▸ **Information supplied**:
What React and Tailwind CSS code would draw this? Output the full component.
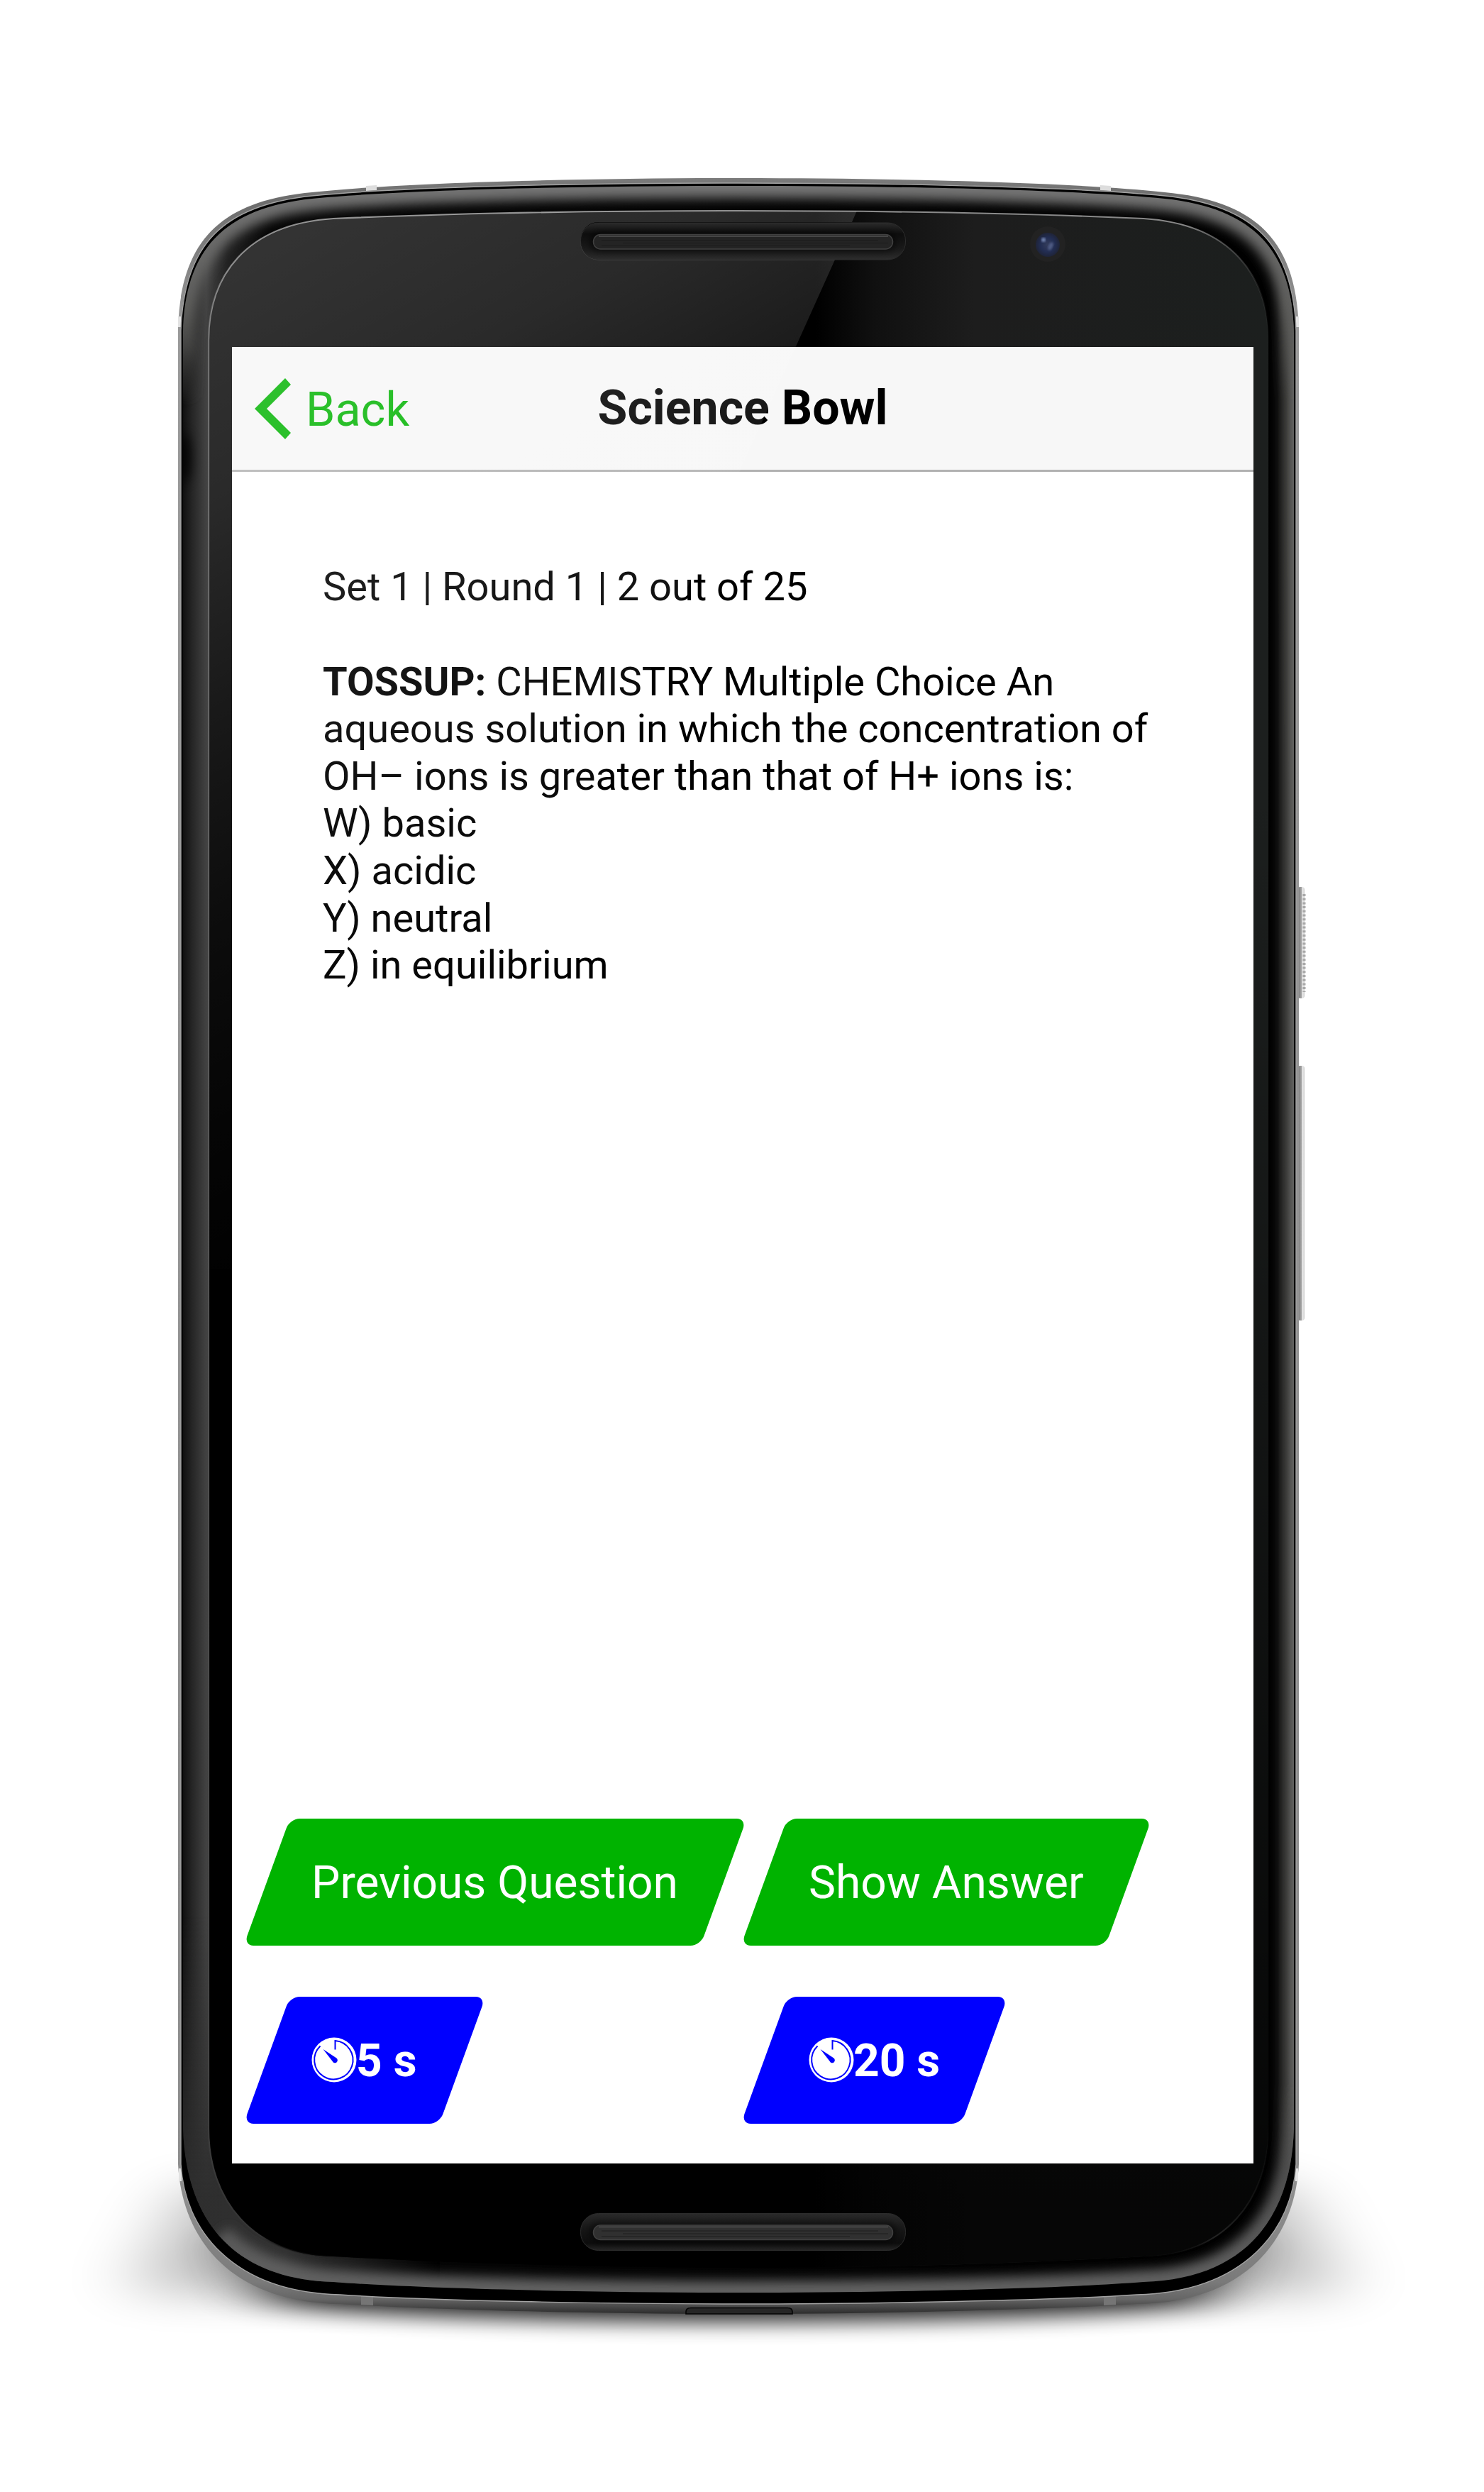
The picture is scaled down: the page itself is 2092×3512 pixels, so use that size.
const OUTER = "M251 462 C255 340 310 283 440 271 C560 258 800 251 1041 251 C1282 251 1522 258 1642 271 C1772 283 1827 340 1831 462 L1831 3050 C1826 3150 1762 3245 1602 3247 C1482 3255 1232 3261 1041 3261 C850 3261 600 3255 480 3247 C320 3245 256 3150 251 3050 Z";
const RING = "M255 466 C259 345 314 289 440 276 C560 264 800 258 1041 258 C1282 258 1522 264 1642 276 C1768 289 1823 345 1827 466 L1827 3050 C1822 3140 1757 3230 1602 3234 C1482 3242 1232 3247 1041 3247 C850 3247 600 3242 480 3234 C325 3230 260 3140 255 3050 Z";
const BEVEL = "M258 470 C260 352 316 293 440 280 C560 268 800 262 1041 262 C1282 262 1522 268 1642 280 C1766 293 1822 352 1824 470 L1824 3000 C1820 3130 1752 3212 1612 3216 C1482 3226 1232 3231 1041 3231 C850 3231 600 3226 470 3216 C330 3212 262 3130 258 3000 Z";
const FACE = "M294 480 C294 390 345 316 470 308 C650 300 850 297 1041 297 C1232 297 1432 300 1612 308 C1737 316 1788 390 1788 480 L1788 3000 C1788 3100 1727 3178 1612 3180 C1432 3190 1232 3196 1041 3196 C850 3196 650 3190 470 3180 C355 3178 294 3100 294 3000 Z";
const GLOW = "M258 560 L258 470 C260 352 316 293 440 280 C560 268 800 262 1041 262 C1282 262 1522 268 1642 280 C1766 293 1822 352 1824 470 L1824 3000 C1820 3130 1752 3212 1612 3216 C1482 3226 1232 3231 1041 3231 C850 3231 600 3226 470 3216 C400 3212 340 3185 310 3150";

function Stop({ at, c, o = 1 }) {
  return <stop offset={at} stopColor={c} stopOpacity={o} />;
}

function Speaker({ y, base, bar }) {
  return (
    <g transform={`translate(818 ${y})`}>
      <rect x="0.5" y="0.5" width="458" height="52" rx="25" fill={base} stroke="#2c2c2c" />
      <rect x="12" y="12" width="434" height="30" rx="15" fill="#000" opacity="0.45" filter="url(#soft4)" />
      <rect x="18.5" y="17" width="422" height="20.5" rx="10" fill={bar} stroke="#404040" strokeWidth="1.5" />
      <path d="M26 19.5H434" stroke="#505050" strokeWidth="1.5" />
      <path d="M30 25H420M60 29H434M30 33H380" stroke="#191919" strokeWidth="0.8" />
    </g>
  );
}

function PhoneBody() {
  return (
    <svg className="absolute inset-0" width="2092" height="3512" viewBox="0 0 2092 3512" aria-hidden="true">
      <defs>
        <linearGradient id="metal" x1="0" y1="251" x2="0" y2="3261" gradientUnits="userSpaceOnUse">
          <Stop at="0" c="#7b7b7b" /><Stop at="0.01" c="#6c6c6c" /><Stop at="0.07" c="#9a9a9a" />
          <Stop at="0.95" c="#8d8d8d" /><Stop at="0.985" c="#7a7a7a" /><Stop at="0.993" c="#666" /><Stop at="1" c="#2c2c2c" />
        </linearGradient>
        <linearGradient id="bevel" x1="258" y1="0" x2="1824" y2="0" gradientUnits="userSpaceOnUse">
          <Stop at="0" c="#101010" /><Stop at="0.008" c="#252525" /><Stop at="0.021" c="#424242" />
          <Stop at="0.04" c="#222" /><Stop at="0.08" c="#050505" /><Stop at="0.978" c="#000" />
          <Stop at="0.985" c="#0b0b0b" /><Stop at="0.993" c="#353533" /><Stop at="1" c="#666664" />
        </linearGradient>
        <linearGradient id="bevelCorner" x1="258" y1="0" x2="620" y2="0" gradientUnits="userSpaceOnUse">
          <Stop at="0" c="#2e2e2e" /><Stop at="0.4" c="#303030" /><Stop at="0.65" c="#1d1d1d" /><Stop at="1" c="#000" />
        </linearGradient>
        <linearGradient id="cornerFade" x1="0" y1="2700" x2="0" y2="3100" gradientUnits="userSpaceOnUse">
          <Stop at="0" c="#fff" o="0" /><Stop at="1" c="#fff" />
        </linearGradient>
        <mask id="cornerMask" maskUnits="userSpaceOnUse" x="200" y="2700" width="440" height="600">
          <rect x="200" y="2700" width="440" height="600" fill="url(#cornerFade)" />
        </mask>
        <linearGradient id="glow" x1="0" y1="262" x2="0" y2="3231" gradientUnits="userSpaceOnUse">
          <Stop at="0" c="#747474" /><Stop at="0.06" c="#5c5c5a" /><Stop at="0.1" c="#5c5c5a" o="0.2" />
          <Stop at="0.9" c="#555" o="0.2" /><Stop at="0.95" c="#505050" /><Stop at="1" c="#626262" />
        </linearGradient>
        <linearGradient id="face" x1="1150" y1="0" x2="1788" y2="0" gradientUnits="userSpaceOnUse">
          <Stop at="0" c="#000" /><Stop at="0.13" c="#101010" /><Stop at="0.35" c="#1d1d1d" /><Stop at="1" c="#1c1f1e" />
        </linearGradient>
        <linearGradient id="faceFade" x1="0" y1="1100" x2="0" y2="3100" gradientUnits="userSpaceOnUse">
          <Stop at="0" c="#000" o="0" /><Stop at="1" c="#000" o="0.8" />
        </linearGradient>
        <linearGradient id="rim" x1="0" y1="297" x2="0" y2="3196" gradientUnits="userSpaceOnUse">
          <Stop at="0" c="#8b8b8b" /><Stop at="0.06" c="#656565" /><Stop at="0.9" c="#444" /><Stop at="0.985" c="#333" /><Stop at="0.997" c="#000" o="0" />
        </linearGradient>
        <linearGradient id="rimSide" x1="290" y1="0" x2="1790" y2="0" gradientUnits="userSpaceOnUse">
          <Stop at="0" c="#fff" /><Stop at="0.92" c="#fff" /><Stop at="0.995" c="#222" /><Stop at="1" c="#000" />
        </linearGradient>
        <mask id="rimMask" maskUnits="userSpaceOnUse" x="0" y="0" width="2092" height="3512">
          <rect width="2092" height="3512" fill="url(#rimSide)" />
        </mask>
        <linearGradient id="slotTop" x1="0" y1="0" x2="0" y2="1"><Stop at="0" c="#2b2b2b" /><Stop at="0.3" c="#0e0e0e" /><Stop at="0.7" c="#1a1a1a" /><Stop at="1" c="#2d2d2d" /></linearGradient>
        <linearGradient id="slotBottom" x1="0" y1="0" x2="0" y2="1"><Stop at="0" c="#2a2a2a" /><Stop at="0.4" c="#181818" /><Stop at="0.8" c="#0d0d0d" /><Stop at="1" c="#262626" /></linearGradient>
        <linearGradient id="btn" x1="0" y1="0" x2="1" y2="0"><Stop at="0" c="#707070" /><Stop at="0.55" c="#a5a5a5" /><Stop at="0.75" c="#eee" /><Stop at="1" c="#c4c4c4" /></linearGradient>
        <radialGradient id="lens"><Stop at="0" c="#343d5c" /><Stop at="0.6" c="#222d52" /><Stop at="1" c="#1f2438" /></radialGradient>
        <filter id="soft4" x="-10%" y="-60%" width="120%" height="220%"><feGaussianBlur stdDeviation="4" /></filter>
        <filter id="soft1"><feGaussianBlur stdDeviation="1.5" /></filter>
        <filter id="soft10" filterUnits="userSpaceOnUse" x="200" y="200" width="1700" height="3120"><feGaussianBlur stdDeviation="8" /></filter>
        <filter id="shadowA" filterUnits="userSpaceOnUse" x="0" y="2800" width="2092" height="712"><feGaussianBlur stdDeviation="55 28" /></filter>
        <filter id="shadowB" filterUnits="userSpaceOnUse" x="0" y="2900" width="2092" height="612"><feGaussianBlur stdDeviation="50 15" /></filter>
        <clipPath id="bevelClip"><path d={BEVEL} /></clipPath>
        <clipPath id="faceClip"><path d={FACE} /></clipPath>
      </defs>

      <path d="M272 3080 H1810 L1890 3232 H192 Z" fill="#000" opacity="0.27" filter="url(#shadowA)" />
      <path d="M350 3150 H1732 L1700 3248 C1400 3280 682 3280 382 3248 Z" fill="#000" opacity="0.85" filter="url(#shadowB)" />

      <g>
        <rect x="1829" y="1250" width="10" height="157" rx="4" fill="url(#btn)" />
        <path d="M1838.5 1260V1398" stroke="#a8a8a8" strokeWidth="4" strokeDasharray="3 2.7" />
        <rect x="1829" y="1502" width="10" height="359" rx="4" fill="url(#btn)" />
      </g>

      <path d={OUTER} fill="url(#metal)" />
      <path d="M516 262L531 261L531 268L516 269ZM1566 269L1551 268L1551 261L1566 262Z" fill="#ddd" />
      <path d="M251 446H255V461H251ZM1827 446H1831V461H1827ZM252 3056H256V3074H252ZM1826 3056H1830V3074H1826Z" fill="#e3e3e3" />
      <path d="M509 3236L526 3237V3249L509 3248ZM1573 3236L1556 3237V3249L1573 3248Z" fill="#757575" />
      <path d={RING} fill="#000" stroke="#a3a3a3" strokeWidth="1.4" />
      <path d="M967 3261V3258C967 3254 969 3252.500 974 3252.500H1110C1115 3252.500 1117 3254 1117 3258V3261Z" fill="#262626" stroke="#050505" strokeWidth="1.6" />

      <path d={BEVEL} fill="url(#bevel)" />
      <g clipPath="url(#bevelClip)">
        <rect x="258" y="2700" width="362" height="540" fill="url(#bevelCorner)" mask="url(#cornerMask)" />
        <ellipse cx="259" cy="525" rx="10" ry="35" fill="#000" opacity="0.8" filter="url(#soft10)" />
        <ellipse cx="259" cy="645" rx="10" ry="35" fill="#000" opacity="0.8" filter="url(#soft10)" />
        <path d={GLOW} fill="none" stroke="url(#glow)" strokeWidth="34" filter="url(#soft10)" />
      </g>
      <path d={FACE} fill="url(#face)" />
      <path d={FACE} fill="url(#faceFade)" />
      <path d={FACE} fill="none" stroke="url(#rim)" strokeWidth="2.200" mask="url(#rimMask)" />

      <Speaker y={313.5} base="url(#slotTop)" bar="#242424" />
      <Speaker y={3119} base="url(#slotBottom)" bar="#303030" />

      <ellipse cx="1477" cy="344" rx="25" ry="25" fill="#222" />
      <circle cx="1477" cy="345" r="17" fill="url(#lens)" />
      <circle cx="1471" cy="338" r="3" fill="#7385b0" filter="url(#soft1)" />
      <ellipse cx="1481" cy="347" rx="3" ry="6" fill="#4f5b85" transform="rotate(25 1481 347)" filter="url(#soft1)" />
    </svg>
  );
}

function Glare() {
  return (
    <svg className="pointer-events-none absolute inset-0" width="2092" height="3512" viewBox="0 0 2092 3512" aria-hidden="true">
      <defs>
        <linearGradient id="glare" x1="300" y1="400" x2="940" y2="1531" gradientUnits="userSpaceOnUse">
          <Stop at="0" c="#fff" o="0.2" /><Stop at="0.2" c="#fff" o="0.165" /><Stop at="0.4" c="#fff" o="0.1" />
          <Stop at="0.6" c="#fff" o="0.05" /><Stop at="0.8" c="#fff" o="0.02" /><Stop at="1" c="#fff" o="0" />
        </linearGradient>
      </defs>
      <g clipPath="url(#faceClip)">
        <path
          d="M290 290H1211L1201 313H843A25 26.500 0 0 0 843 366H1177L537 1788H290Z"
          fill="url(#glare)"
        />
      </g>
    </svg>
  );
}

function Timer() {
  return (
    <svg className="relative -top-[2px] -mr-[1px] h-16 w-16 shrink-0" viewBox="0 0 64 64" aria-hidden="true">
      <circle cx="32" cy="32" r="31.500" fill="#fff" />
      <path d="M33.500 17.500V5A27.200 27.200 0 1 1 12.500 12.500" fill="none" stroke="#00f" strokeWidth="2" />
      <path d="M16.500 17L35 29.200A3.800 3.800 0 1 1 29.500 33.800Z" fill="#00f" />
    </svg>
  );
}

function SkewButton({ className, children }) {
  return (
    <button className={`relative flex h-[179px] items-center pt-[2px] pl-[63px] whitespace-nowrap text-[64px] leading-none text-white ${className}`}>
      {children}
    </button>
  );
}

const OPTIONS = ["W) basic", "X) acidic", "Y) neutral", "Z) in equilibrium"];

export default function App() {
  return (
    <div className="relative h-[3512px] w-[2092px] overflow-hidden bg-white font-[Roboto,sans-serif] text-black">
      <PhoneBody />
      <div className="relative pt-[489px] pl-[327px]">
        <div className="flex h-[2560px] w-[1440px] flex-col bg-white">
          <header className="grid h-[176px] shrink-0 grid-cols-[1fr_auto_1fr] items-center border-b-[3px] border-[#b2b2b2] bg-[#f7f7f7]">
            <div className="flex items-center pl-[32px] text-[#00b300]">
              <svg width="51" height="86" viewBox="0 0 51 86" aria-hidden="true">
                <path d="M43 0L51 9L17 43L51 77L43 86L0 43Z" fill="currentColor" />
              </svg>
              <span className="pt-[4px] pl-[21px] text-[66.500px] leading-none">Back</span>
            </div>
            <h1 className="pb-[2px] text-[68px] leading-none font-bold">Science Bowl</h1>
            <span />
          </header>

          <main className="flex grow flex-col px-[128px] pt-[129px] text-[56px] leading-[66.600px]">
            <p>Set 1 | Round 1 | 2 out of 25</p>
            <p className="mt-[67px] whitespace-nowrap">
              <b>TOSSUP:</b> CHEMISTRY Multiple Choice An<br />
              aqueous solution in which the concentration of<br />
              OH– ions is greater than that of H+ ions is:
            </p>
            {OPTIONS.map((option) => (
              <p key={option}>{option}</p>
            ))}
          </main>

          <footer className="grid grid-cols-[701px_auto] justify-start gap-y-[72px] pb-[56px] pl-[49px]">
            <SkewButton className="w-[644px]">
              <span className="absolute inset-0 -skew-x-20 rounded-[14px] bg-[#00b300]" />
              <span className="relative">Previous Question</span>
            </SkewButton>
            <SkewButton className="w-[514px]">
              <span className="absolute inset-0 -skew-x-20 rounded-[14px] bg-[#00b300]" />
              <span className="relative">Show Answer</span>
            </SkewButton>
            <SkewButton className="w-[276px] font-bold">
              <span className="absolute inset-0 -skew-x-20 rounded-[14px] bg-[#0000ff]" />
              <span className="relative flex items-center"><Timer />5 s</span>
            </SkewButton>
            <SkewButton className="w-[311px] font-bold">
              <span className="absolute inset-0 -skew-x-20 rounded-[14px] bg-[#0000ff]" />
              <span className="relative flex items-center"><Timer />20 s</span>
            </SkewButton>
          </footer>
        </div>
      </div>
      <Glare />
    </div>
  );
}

▸ **Task prompt**: Some lines of the data may hold the word "that". Say how many do, with nothing else.

▸ **Reply**: 2